I used to have a certain way of playing RPG's, or to be honest any of the less linear games in general. I would do a fair few playthroughs, and for the examples of Skyrim and a few others I would have a few characters that would follow different paths, I would for example have a Mage that studied at the college before doing the main quest line, as well as a sneak based character who would join the darker factions. The other may be a sword or bow based character who fought in the stormcloak/imperial war. I'd experience the entire game, but from three or four different perspectives.

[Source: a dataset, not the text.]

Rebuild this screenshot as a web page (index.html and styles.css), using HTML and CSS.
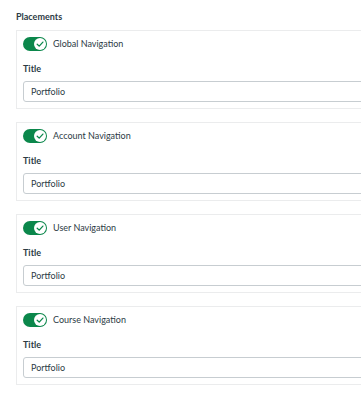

At least this was the plan. What I ended up doing was getting impatient and created one super over powered character in which I would sink all my game hours into; someone who did the lot, and maxed out pretty much every skill tree. Pretty much broke the immersion but at least I destroyed everything in my path and didn't have to repeat anything.
I've done the same with FO4, and as I grappled with the choice of what faction to go endgame with I couldn't help but think how much more fun it would have been to have a few separate files, and went at things completely differently. Thing is now though, I've already done most of it, explored most buildings, got a ridiculous collection of power armour, done a hell of a lot of side quests and got all my companions levelled. I even branched off a save at a critical moment and chose each faction without starting over so there's no mystery there.
This seems to play to how this sequel was designed though, the larger branches of conversation of the older games aren't there, the game seems to literally throw you in a certain direction from the get go (even tries to sway you towards certain weapons and armour), and due to the voiced character and moulded backstory, it's hard to create another character that stands out from the last.
My question is, who else does what I've done? Makes one beast of the wasteland who ends up literally destroying everything and owning all the goodies? I'm guessing this is more the norm...
Or are you more likely to make several characters and choose completely different paths, essentially playing a different game every time?